----- Data rows

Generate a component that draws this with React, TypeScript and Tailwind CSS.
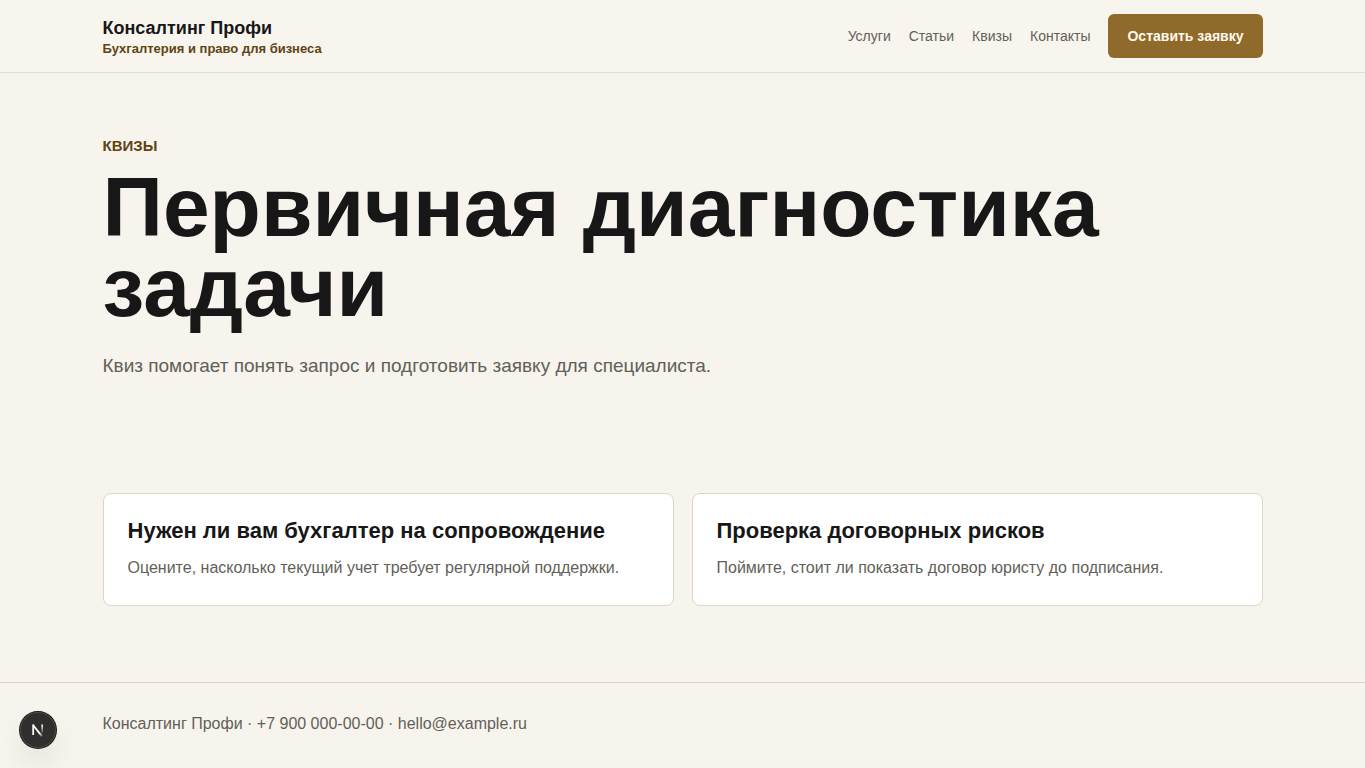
interface Quiz {
  title: string
  text: string
}

const NAV = ['Услуги', 'Статьи', 'Квизы', 'Контакты']

const QUIZZES: Quiz[] = [
  {
    title: 'Нужен ли вам бухгалтер на сопровождение',
    text: 'Оцените, насколько текущий учет требует регулярной поддержки.',
  },
  {
    title: 'Проверка договорных рисков',
    text: 'Поймите, стоит ли показать договор юристу до подписания.',
  },
]

function Header() {
  return (
    <header className="border-b border-[#e0ddd7] bg-[#f8f5ee]">
      <div className="mx-auto flex h-18 w-[calc(100%-32px)] max-w-[1160px] items-center justify-between">
        <a href="#" className="flex flex-col gap-px pt-[5px]">
          <span className="text-lg leading-5 font-extrabold text-[#171717]">Консалтинг Профи</span>
          <span className="text-[13px] leading-5 font-bold text-[#5f4314]">Бухгалтерия и право для бизнеса</span>
        </a>
        <div className="flex items-center gap-[18px]">
          <nav className="flex gap-[18px] text-sm text-[#625f59]">
            {NAV.map(item => (
              <a key={item} href="#">{item}</a>
            ))}
          </nav>
          <button type="button" className="h-11 rounded-md bg-[#8f6a2a] px-[19px] text-sm font-extrabold text-[#fffaf0]">
            Оставить заявку
          </button>
        </div>
      </div>
    </header>
  )
}

function DevBadge() {
  return (
    <button
      type="button"
      aria-label="Next.js"
      className="fixed bottom-5 left-5 flex size-9 items-center justify-center rounded-full bg-[#302f2d] shadow-[0_0_0_1px_#171717,inset_0_0_0_1px_#4a4946,0_16px_32px_-8px_rgba(0,0,0,0.24)]"
    >
      <svg width="14" height="14" viewBox="0 0 14 14" fill="none">
        <defs>
          <linearGradient id="diag" x1="9" y1="10" x2="12" y2="14" gradientUnits="userSpaceOnUse">
            <stop stopColor="#fff" />
            <stop offset="1" stopColor="#fff" stopOpacity="0" />
          </linearGradient>
          <linearGradient id="stem" x1="11" y1="2" x2="11" y2="11" gradientUnits="userSpaceOnUse">
            <stop stopColor="#fff" />
            <stop offset="1" stopColor="#fff" stopOpacity="0" />
          </linearGradient>
        </defs>
        <path d="M2.2 2.2L11 13.4" stroke="url(#diag)" strokeWidth="1.8" />
        <path d="M2.2 12V1.4" stroke="#fff" strokeWidth="1.8" />
        <path d="M11.2 1.4V11.5" stroke="url(#stem)" strokeWidth="1.6" />
      </svg>
    </button>
  )
}

export default function App() {
  return (
    <div className="min-h-screen bg-[#f7f4ed] font-['Liberation_Sans',Arial,sans-serif] text-[#171717]">
      <Header />

      <main className="mx-auto w-[calc(100%-32px)] max-w-[1160px]">
        <section className="pt-15 pb-16">
          <p className="text-[15px] leading-[26px] font-extrabold text-[#5f4314] uppercase">Квизы</p>
          <h1 className="mt-2 text-[84px] leading-[80px] font-bold">Первичная диагностика задачи</h1>
          <p className="mt-6 text-[19px] leading-[30px] text-[#625f59]">
            Квиз помогает понять запрос и подготовить заявку для специалиста.
          </p>
        </section>

        <section className="grid gap-[18px] pt-12 pb-19 md:grid-cols-2">
          {QUIZZES.map(quiz => (
            <a key={quiz.title} href="#" className="rounded-lg border border-[#ddd5c8] bg-white p-6">
              <h2 className="text-[22px] leading-[25px] font-bold">{quiz.title}</h2>
              <p className="mt-3 text-base leading-[26px] text-[#625f59]">{quiz.text}</p>
            </a>
          ))}
        </section>
      </main>

      <footer className="border-t border-[#ddd5c8]">
        <div className="mx-auto w-[calc(100%-32px)] max-w-[1160px] py-7 text-base leading-[26px] text-[#625f59]">
          Консалтинг Профи · +7 900 000-00-00 · hello@example.ru
        </div>
      </footer>

      <DevBadge />
    </div>
  )
}
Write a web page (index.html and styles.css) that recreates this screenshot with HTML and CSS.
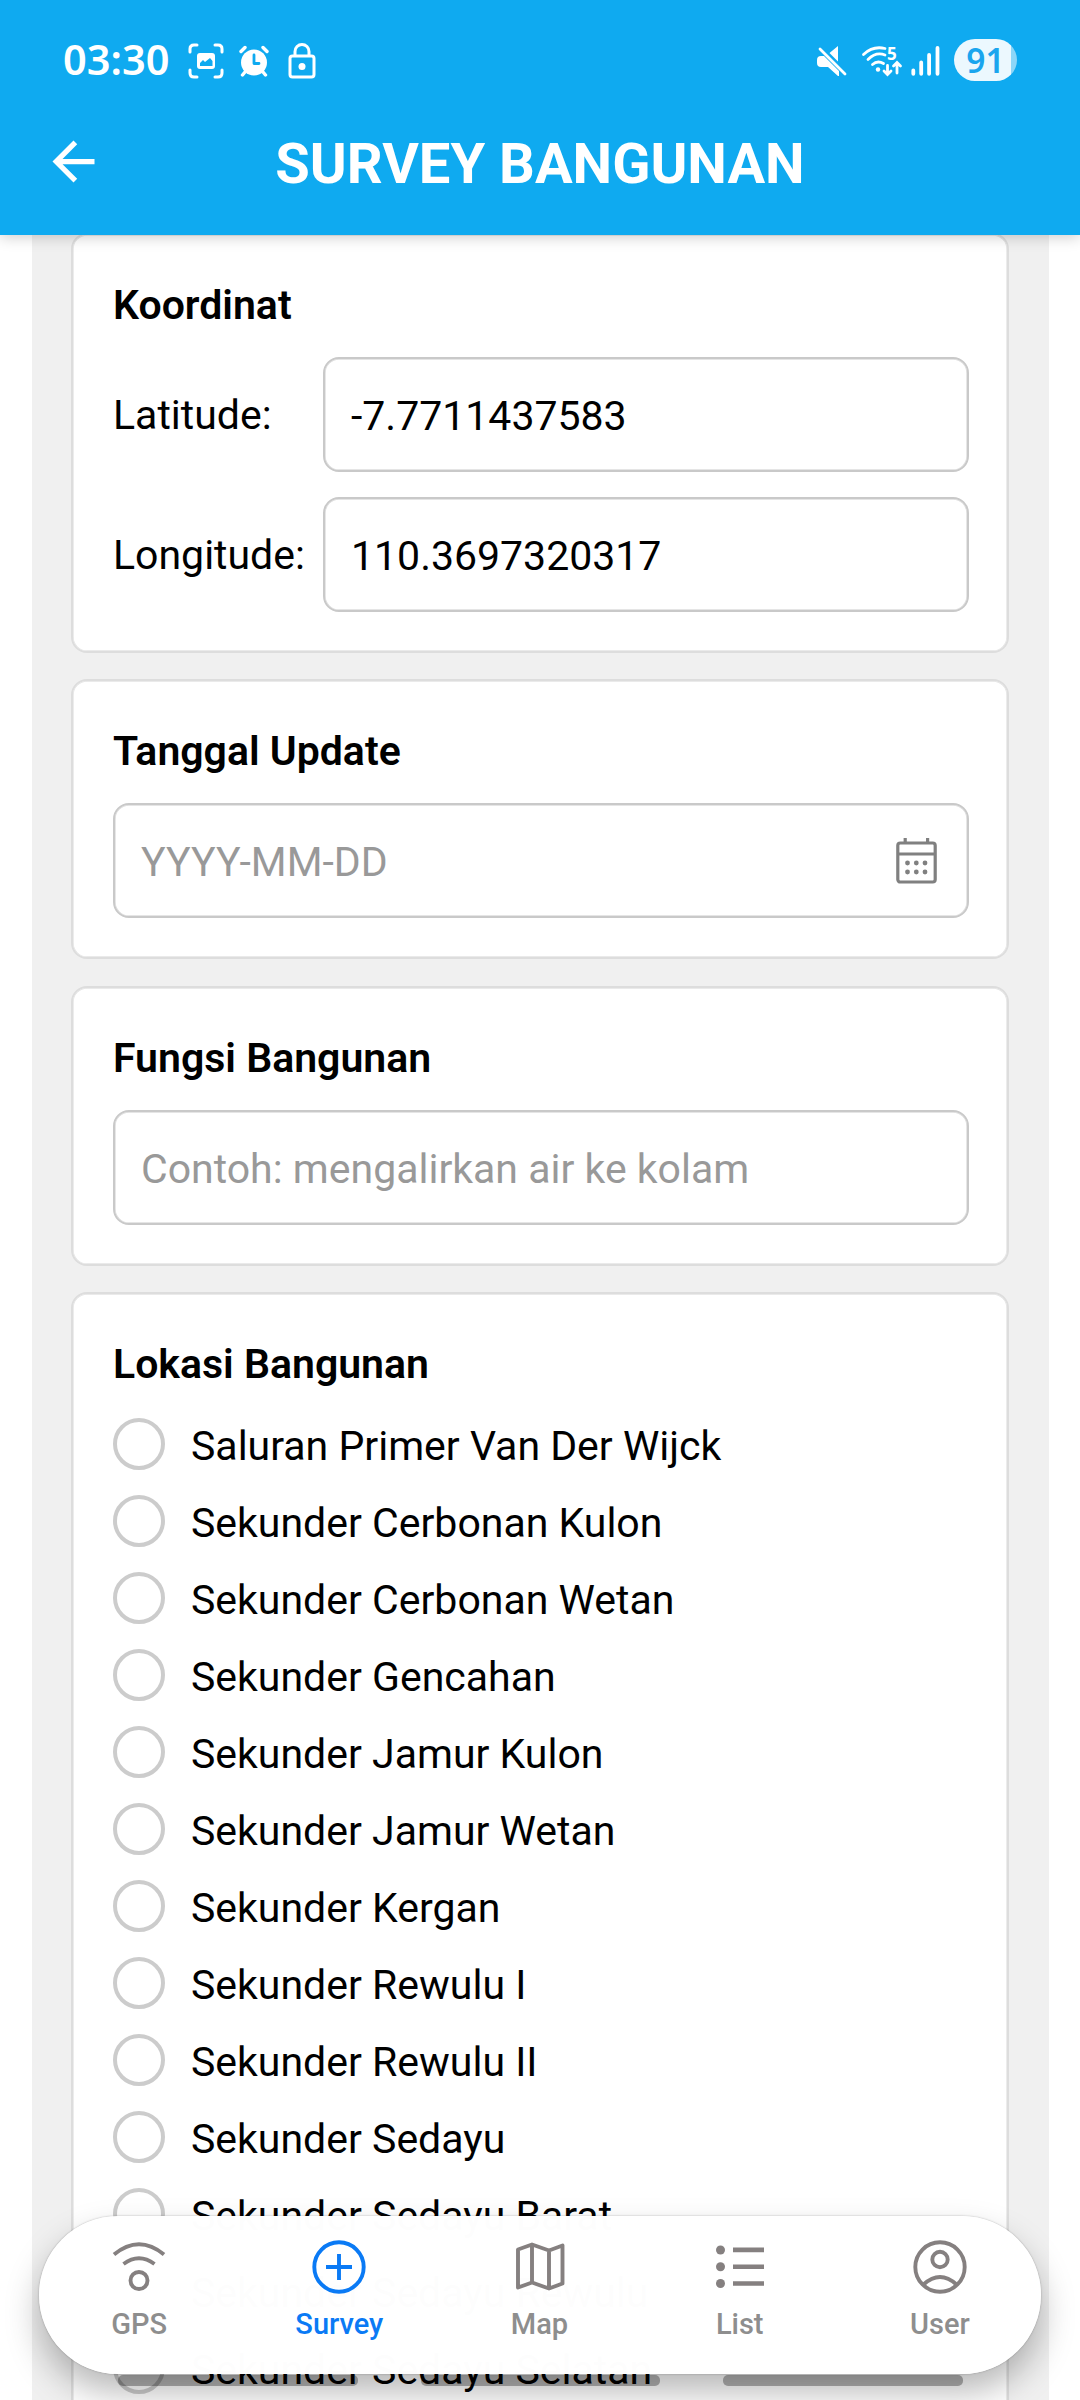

----------

» **Task brief**
Restate each entry word for word, leaving out any pictures.

» **Exercise answer**
Generate a component that draws this with React, TypeScript and Tailwind CSS.
interface Quiz {
  title: string
  text: string
}

const NAV = ['Услуги', 'Статьи', 'Квизы', 'Контакты']

const QUIZZES: Quiz[] = [
  {
    title: 'Нужен ли вам бухгалтер на сопровождение',
    text: 'Оцените, насколько текущий учет требует регулярной поддержки.',
  },
  {
    title: 'Проверка договорных рисков',
    text: 'Поймите, стоит ли показать договор юристу до подписания.',
  },
]

function Header() {
  return (
    <header className="border-b border-[#e0ddd7] bg-[#f8f5ee]">
      <div className="mx-auto flex h-18 w-[calc(100%-32px)] max-w-[1160px] items-center justify-between">
        <a href="#" className="flex flex-col gap-px pt-[5px]">
          <span className="text-lg leading-5 font-extrabold text-[#171717]">Консалтинг Профи</span>
          <span className="text-[13px] leading-5 font-bold text-[#5f4314]">Бухгалтерия и право для бизнеса</span>
        </a>
        <div className="flex items-center gap-[18px]">
          <nav className="flex gap-[18px] text-sm text-[#625f59]">
            {NAV.map(item => (
              <a key={item} href="#">{item}</a>
            ))}
          </nav>
          <button type="button" className="h-11 rounded-md bg-[#8f6a2a] px-[19px] text-sm font-extrabold text-[#fffaf0]">
            Оставить заявку
          </button>
        </div>
      </div>
    </header>
  )
}

function DevBadge() {
  return (
    <button
      type="button"
      aria-label="Next.js"
      className="fixed bottom-5 left-5 flex size-9 items-center justify-center rounded-full bg-[#302f2d] shadow-[0_0_0_1px_#171717,inset_0_0_0_1px_#4a4946,0_16px_32px_-8px_rgba(0,0,0,0.24)]"
    >
      <svg width="14" height="14" viewBox="0 0 14 14" fill="none">
        <defs>
          <linearGradient id="diag" x1="9" y1="10" x2="12" y2="14" gradientUnits="userSpaceOnUse">
            <stop stopColor="#fff" />
            <stop offset="1" stopColor="#fff" stopOpacity="0" />
          </linearGradient>
          <linearGradient id="stem" x1="11" y1="2" x2="11" y2="11" gradientUnits="userSpaceOnUse">
            <stop stopColor="#fff" />
            <stop offset="1" stopColor="#fff" stopOpacity="0" />
          </linearGradient>
        </defs>
        <path d="M2.2 2.2L11 13.4" stroke="url(#diag)" strokeWidth="1.8" />
        <path d="M2.2 12V1.4" stroke="#fff" strokeWidth="1.8" />
        <path d="M11.2 1.4V11.5" stroke="url(#stem)" strokeWidth="1.6" />
      </svg>
    </button>
  )
}

export default function App() {
  return (
    <div className="min-h-screen bg-[#f7f4ed] font-['Liberation_Sans',Arial,sans-serif] text-[#171717]">
      <Header />

      <main className="mx-auto w-[calc(100%-32px)] max-w-[1160px]">
        <section className="pt-15 pb-16">
          <p className="text-[15px] leading-[26px] font-extrabold text-[#5f4314] uppercase">Квизы</p>
          <h1 className="mt-2 text-[84px] leading-[80px] font-bold">Первичная диагностика задачи</h1>
          <p className="mt-6 text-[19px] leading-[30px] text-[#625f59]">
            Квиз помогает понять запрос и подготовить заявку для специалиста.
          </p>
        </section>

        <section className="grid gap-[18px] pt-12 pb-19 md:grid-cols-2">
          {QUIZZES.map(quiz => (
            <a key={quiz.title} href="#" className="rounded-lg border border-[#ddd5c8] bg-white p-6">
              <h2 className="text-[22px] leading-[25px] font-bold">{quiz.title}</h2>
              <p className="mt-3 text-base leading-[26px] text-[#625f59]">{quiz.text}</p>
            </a>
          ))}
        </section>
      </main>

      <footer className="border-t border-[#ddd5c8]">
        <div className="mx-auto w-[calc(100%-32px)] max-w-[1160px] py-7 text-base leading-[26px] text-[#625f59]">
          Консалтинг Профи · +7 900 000-00-00 · hello@example.ru
        </div>
      </footer>

      <DevBadge />
    </div>
  )
}
Write a web page (index.html and styles.css) that recreates this screenshot with HTML and CSS.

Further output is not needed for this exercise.